Baring-Gould (1863) had obtained reports about a 46 feet long lake monster (which he referred to as a "skrimsl") allegedly surfacing in Skorradalsvatn and witnessed by at least three farmers. (Note: Baring-Gould visited Iceland in 1862, and he collected a recent report. One week before the aughor, Mr. Martin and the "Yankee" arrived at the lake, and the appearances happened the day before that.) It had a head like a seal's, and subsequently one hump appeared in view, then another. A sketch was produced by one of the witnesses, and Baring-Gould printed a replica of it. The author considered the description to bear an uncanny resemblance to the creature reported in the annals.

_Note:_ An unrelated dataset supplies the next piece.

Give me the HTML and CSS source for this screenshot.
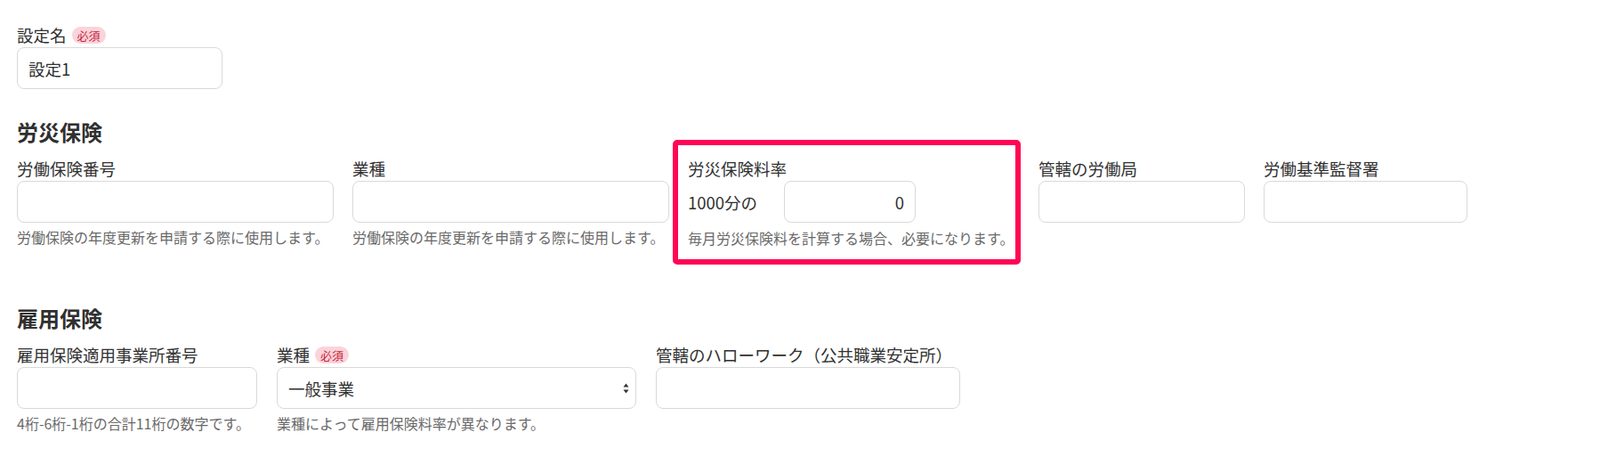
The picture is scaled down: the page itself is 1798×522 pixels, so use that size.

The term skrimsl is Old Norse, equivalent to modern Icelandic skrýmsli and refers to "monster", however it was specifically used in the sense of "sea or lake monster" (Meer-ungeheuer) in Konrad Maurer's book on Icelandic folk legends (1860).

==Suggested explanations==
Jón Árnason remarked that there were non-believers of the worm in his time in the 19th century who offered the rational explanation that clumps of foam drifting past could have misled witnesses.

Various other rational explanations have also been advanced. Gas rises from the lake bed here, even creating openings in the ice. Such bubbles of methane, which can be quite large, could be the identity of reported sightings of the worm. Or, these gas bubbles can also lift debris from the lake bottom to the surface, or the bubbles could refract the light differently than in surrounding air and create optical illusions. Flotsam from the mountain sides and forests also collects in tangles that can look like some sort of monster. According to Helgi Hallgrímsson, an Icelandic biologist who has extensively studied the lake, both of these could explain some but not all of the sightings, while traditional legendary material could explain some of the stories.